Control: A Standard Road in Assam
The sort of road that makes you wish the day would never end.
Arunachal, Part 1: Kimin to Ziro
(89km, max altitude 1773m, total gain 6400m, two full days)
This is clearly a road, and so is better than I had expected.
Sure there are some potholes, but “if it’s like this the whole way, we’re in pretty good shape.”
Famous last words!
Hold breath, cross fingers, say prayer, knock on…any wood except that tree.
Shaky, with his superior grimacing skills, managed to zip right on through this mud slick.
But only because I and a few cars had gone through just before him, spraying the calf-deep mud out of the way.
Oh, my poor rim and brakes!
Part 2 – Backtrack to Potin, then to Itanagar and Gophur
(151km, max altitude 1773m, total gain 6970m, 1.5 riding days)
Whatever, cars and trucks and even scooters are coming in and going out. How bad could it be?
Even the most perfect roads must have looked like this once.
Good thing I learned how to fishtail properly in Myanmar.
The landslides start before the roads have even been completed.
This is about where we lost faith that there would actually be more road up ahead.
Part 3 – Bhalukpong to Tawang
(280km, 20,800m total altitude gain[!], max altitude 4,200m)
[6 riding days, 2 voluntary rest days, 2 forced rest days because of a general strike]
Day one of who knows how many.
How I learned to stop worrying and love switchbacks.*
From a sign on the side of the road
“BRO [Boarder Roads Organization]
Making Broader Roads…
Until Tenga”
After Tenga.
Altitude: 100m —>up to 1800m—>down to 1000m—>up to 2600m—>down to 1400m—>up to 4200m (!)—> down to 2000m—> up to 3000m —> turn around and do it again backwards.
The start of the climb up to Sela Pass, the highest mountain pass road in the Northeast and possibly among the top 5 in India.
Distance from base to top, as the crow flies: 7km.
Distance via road: 40km.
In Manipur, we met a grandpa who had been with the army engineers working on this road…in the 1960s. It’s still not done.
Fog, another natural hazard. One of the few times I’ve ever felt grateful for Indian airhorns.
The road had clearly been paved at one point.
A brief reprieve from the mud.
Pictured right: Monpa rock-breaking ladies taking a nap on the side of the road.
As the elevation hit 4000 and above, I started to get a little lightheaded and woozy. Just gotta hold out for a few more kilometers…
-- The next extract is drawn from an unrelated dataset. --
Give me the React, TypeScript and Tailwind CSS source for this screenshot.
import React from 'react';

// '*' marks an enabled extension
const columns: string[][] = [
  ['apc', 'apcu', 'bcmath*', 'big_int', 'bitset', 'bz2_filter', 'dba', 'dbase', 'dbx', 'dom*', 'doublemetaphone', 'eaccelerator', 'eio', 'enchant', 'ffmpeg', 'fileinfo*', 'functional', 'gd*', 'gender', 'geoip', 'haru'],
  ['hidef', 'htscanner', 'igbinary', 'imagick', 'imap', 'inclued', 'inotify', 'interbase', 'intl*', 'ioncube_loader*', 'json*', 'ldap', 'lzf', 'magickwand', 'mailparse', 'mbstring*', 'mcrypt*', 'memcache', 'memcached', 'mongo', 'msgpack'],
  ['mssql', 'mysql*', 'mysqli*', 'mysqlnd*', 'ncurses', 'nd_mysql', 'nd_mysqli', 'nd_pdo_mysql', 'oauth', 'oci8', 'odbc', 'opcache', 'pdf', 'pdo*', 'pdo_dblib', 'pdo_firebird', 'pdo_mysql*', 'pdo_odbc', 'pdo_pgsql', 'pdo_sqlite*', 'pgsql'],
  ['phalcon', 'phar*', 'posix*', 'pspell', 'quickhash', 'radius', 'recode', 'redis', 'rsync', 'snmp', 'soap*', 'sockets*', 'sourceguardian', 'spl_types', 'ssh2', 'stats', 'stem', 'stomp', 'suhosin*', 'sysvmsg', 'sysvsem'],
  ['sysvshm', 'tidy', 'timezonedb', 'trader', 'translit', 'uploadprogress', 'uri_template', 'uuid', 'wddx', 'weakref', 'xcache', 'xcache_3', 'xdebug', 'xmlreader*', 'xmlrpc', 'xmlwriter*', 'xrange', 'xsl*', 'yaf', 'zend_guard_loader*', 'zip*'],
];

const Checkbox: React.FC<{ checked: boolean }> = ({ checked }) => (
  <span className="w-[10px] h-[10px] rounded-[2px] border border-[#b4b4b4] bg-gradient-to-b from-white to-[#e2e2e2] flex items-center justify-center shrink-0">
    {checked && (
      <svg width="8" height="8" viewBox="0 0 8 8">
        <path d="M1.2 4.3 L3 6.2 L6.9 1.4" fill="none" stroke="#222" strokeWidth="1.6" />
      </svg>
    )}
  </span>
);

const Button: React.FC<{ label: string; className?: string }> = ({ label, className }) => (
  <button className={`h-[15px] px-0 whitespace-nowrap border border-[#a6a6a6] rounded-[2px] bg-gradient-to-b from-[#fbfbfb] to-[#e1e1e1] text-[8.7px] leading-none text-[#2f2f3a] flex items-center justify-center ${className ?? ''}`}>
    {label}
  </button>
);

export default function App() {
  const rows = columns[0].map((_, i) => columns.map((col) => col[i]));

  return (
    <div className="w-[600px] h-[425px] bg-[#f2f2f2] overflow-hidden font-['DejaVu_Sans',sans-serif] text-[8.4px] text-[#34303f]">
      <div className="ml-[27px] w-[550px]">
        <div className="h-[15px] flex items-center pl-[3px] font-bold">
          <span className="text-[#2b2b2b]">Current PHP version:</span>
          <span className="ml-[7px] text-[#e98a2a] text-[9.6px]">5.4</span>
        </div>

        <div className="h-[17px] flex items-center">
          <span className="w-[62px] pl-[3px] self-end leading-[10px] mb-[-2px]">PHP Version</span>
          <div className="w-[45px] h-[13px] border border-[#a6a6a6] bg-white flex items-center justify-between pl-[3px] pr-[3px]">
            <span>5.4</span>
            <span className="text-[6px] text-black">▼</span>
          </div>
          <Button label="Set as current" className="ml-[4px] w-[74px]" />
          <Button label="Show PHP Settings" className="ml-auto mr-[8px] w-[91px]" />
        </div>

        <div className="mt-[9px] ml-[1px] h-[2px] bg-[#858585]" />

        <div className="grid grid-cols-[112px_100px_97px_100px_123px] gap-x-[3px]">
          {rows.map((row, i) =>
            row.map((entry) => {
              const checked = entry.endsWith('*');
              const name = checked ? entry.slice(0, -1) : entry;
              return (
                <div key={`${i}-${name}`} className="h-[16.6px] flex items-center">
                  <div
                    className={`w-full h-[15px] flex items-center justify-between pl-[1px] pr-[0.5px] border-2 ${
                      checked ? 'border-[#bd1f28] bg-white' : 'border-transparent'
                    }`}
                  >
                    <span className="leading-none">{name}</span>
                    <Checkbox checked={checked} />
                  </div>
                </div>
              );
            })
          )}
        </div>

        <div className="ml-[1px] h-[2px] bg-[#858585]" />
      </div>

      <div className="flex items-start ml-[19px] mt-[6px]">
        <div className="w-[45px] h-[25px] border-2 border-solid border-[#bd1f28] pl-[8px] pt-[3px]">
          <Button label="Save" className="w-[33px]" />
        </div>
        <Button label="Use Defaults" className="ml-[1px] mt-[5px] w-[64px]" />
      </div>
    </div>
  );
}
The last are generally the worst.
The final approach
Booya!*
Personal altitude record!
(rabbit glove picked up off the street in Vietnam.)
Left to Bhutan, Right to China.
Congrats, you did it! Here’s a view of a Yak.
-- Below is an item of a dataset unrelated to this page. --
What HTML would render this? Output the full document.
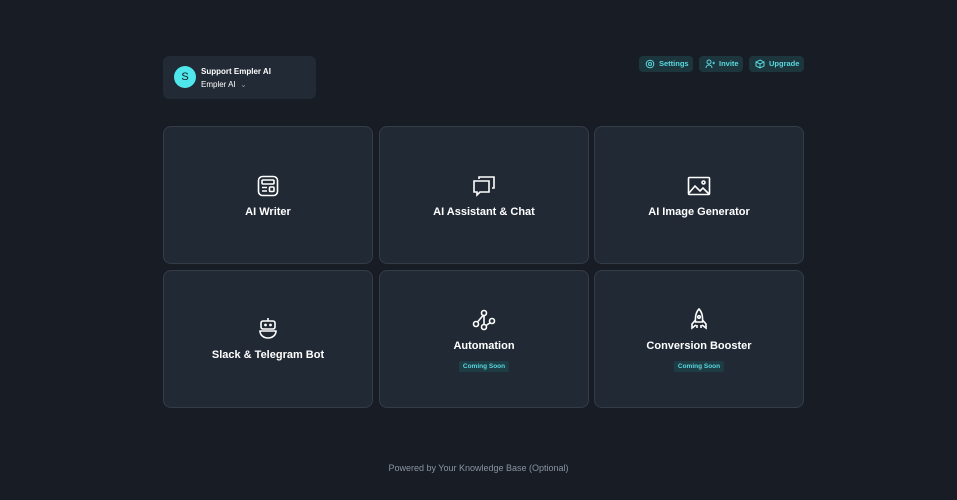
<!DOCTYPE html>
<html><head><style>
*{margin:0;padding:0;box-sizing:border-box}
body{width:957px;height:500px;background:#171c25;font-family:"Liberation Sans",sans-serif;position:relative;overflow:hidden}
.hdr{position:absolute;left:163px;top:56px;width:153px;height:43px;background:#222a35;border-radius:6px}
.av{position:absolute;left:11px;top:10px;width:22px;height:22px;border-radius:50%;background:#4fe6ec;color:#0f1a20;font-size:11px;text-align:center;line-height:22px}
.t1{position:absolute;left:38px;top:11px;color:#fff;font-size:8px;font-weight:bold}
.t2{position:absolute;left:38px;top:24px;color:#fff;font-size:8px}
.btn{position:absolute;top:56px;height:16px;background:#1d353c;border-radius:4px;color:#5ad8e0;font-size:7.5px;font-weight:bold;line-height:16px;padding-left:20px}
.btn svg{position:absolute;left:6px;top:3px}
.card{position:absolute;width:210px;height:138px;background:#212935;border:1px solid #343c48;border-radius:8px}
.card svg{position:absolute;left:50%;transform:translateX(-50%)}
.ct{position:absolute;left:0;right:0;text-align:center;color:#fff;font-size:11px;font-weight:bold}
.badge{position:absolute;left:50%;transform:translateX(-50%);background:#1d3c44;color:#5ad8e0;font-size:6.5px;font-weight:bold;padding:2px 4px;border-radius:2px;white-space:nowrap}
.foot{position:absolute;top:463px;left:0;right:0;text-align:center;color:#8a94a3;font-size:9px}
</style></head><body>
<div class="hdr"><div class="av">S</div><div class="t1">Support Empler AI</div><div class="t2">Empler AI &nbsp;<span style="color:#8a94a3">⌄</span></div></div>
<div class="btn" style="left:639px;width:54px"><svg width="10" height="10" viewBox="0 0 10 10" fill="none" stroke="#5ad8e0" stroke-width="1"><circle cx="5" cy="5" r="1.5"/><circle cx="5" cy="5" r="3.8"/></svg>Settings</div>
<div class="btn" style="left:699px;width:44px"><svg width="10" height="10" viewBox="0 0 10 10" fill="none" stroke="#5ad8e0" stroke-width="1"><circle cx="4" cy="3" r="2"/><path d="M1 9c0-2 1.5-3 3-3s3 1 3 3M7.5 4h2.5M8.7 2.8v2.5"/></svg>Invite</div>
<div class="btn" style="left:749px;width:55px"><svg width="10" height="10" viewBox="0 0 10 10" fill="none" stroke="#5ad8e0" stroke-width="1"><path d="M5 1l4 2v4L5 9 1 7V3zM1 3l4 2 4-2M5 5v4"/></svg>Upgrade</div>

<div class="card" style="left:163px;top:126px"><svg style="top:48px" width="22" height="22" viewBox="0 0 22 22" fill="none" stroke="#fff" stroke-width="1.6"><rect x="1.5" y="1.5" width="19" height="19" rx="4"/><rect x="5" y="5" width="12" height="4" rx="1"/><path d="M5 12.5h5M5 16h5"/><rect x="12.5" y="12" width="4.5" height="4.5" rx="1"/></svg><div class="ct" style="top:79px">AI Writer</div></div>
<div class="card" style="left:379px;top:126px"><svg style="top:48px" width="24" height="22" viewBox="0 0 24 22" fill="none" stroke="#fff" stroke-width="1.6"><path d="M7 4V2h15v11h-2"/><path d="M2 6h15v11H8l-3 3v-3H2z"/></svg><div class="ct" style="top:79px">AI Assistant &amp; Chat</div></div>
<div class="card" style="left:594px;top:126px"><svg style="top:49px" width="24" height="20" viewBox="0 0 24 20" fill="none" stroke="#fff" stroke-width="1.6"><rect x="1.5" y="1.5" width="21" height="17" rx="1"/><path d="M2 17l6-7 5 5 3-3 6 6"/><circle cx="16.5" cy="6.5" r="1.5"/></svg><div class="ct" style="top:79px">AI Image Generator</div></div>

<div class="card" style="left:163px;top:270px"><svg style="top:46px" width="20" height="24" viewBox="0 0 20 24" fill="none" stroke="#fff" stroke-width="1.6"><path d="M10 1v3"/><rect x="3" y="4" width="14" height="8" rx="2"/><circle cx="7.5" cy="8" r=".6" fill="#fff"/><circle cx="12.5" cy="8" r=".6" fill="#fff"/><path d="M2 14h16c0 4-3.5 7-8 7s-8-3-8-7z"/></svg><div class="ct" style="top:78px">Slack &amp; Telegram Bot</div></div>
<div class="card" style="left:379px;top:270px"><svg style="top:38px" width="24" height="22" viewBox="0 0 24 22" fill="none" stroke="#fff" stroke-width="1.6"><circle cx="12" cy="4" r="2.5"/><circle cx="4" cy="15" r="2.5"/><circle cx="12" cy="18" r="2.5"/><circle cx="20" cy="12" r="2.5"/><path d="M11 6.5L5.5 13M12 6.5v9M14 16.5l4.5-3"/></svg><div class="ct" style="top:69px">Automation</div><div class="badge" style="top:90px">Coming Soon</div></div>
<div class="card" style="left:594px;top:270px"><svg style="top:37px" width="20" height="24" viewBox="0 0 20 24" fill="none" stroke="#fff" stroke-width="1.6"><path d="M10 1c3 3 4 7 3.5 13h-7C6 8 7 4 10 1z"/><circle cx="10" cy="9" r="1.3"/><path d="M6.5 12L3 16v4l4-3M13.5 12l3.5 4v4l-4-3M8 17v3M12 17v3"/></svg><div class="ct" style="top:69px">Conversion Booster</div><div class="badge" style="top:90px">Coming Soon</div></div>

<div class="foot">Powered by Your Knowledge Base (Optional)</div>
</body></html>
*Photos of me and others marked with an * courtesy of Chris Buchman at http://www.fromatobe.com.
I was just thinking today, hmm, I wonder when Mike is gonna do an update. And voila! You did one! I willed it into existence!
Do it again! India’s Awesome Stuff to Passable Internet ratio is pretty insanely high, I need some help churning the posts out.
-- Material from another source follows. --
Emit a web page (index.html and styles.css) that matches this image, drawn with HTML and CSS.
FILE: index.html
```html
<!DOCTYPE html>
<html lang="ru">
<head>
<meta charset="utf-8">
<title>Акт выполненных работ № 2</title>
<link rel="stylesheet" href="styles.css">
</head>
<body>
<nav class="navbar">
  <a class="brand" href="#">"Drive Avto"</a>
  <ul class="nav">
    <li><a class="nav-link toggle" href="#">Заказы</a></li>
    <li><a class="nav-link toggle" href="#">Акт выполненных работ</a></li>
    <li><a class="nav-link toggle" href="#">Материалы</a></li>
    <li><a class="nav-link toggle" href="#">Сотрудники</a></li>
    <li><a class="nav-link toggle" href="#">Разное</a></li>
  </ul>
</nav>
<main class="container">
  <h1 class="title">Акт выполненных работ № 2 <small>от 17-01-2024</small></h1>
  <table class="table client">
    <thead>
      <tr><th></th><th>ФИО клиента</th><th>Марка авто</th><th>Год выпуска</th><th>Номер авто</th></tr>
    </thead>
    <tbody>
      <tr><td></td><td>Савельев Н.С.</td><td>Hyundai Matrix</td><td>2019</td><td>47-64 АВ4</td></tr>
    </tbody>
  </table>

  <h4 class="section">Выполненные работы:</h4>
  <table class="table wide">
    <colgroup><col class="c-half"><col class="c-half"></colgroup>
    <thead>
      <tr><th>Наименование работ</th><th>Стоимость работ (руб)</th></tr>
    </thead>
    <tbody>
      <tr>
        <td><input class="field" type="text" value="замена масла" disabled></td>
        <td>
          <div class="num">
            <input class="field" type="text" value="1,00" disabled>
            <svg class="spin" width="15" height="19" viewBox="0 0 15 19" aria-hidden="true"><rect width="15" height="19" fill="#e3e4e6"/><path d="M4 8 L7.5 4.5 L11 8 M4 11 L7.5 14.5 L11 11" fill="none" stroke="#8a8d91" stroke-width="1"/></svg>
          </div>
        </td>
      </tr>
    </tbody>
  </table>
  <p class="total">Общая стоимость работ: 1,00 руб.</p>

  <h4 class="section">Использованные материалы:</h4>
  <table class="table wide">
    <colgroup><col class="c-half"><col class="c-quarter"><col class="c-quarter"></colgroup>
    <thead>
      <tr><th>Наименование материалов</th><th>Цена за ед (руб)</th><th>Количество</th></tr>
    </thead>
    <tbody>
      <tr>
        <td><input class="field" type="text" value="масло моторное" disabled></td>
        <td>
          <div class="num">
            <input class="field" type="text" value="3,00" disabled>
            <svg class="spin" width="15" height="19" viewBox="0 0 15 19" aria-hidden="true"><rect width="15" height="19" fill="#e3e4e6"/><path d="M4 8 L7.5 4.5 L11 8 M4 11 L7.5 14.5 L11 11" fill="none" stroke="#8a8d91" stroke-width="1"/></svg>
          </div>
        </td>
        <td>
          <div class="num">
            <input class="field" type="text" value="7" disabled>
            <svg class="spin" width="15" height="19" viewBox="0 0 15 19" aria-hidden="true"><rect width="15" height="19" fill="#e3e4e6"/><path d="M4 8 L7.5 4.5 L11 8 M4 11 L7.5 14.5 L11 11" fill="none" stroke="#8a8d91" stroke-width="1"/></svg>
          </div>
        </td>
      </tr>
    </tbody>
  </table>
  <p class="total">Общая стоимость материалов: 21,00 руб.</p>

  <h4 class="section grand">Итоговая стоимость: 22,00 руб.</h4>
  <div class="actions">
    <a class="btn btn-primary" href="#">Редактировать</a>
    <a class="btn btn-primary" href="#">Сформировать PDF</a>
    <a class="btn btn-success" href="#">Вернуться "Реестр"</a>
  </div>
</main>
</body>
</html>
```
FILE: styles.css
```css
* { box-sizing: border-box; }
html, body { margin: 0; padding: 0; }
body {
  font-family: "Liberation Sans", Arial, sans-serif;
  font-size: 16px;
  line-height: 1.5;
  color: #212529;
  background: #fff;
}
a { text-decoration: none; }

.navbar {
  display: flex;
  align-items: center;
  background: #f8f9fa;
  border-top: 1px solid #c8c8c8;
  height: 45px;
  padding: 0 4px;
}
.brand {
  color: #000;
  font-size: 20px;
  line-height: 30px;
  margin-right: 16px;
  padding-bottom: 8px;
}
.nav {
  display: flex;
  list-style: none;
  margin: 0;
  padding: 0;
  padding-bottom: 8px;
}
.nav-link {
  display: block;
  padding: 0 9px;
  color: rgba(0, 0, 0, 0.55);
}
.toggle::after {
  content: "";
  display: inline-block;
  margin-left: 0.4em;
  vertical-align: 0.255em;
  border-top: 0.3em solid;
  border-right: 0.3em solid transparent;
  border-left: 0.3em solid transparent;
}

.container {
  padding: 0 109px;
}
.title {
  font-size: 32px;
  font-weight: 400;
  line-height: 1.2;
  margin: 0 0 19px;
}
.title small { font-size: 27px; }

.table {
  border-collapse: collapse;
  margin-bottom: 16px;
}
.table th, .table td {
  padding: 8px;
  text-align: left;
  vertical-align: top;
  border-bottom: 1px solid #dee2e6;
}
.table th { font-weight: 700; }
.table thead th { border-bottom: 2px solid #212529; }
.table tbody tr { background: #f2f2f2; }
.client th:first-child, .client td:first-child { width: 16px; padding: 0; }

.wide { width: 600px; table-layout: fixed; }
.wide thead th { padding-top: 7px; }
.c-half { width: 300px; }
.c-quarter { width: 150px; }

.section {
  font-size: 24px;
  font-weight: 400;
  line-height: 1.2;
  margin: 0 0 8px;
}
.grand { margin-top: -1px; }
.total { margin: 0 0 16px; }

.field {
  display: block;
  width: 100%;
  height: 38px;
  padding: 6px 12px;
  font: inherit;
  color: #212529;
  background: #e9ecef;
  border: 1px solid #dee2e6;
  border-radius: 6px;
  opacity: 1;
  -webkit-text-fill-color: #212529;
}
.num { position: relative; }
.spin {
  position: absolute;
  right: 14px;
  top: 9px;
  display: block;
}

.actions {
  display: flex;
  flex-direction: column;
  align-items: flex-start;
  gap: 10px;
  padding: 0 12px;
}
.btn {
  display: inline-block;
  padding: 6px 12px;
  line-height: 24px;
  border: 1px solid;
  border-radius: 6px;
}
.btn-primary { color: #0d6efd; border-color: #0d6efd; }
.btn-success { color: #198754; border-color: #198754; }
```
What an accomplishment. Perfect perseverance.
AWESOME, you guys!!! Good thing we had some training in Myanmar….was this worse??? Where are u guys now???
Hey Daniela, long time no see! How’s everything in Swissland?
It’s hard to compare Arunachal to those couple of crazy jungle days Myanmar. I feel like the Myanmar stuff was tough because we didn’t really see it coming, and because the weather was so crazy hot. In Arunachal the already bad conditions were exacerbated by fog and rain, but the temperature was mostly pleasant…even a little chilly in some spots. Arunachal definitely did more damage to the bicycles (subject of a later post)…but then again we covered something like 600km there, whereas that rough spot in Myamar was only 150 or so, right?
Boy, don’t you miss life on the road???
Chris and I visited the root bridges at Cherrapunjee and then rode through a good chunk of Meghalaya, now we’re just a couple days away from Sikkim. Finally!
Hope all’s well, keep reading!
Incredible, Mike. The commentary at the top gave me a good laugh. Way to kill it dude!
Gotta find some way to keep the readers comin’ back for more ^^
Mike: You are really showing some determination, and I admire you for it. When are you coming home, or are you there already? LOL!!!
Hey Ralph you kinda hit the nail on the head! I’m a little too well-suited to the vagabomd lifestyle, I can’t imagine doing much else right now. When locals ask me where my home is, I usually point at the bike…
No matter how terrifyingly you described those mountain roads and switchbacks, you certainly seem to be enjoying them so much. You look so much better than in college teaching great english skills or in the North gate area of KNU wandering around finding more liquor and saying “I really like being here.”
Hrm, I don’t remember this story of yours about KNU…but in this case maybe not remembering is proof that it happened.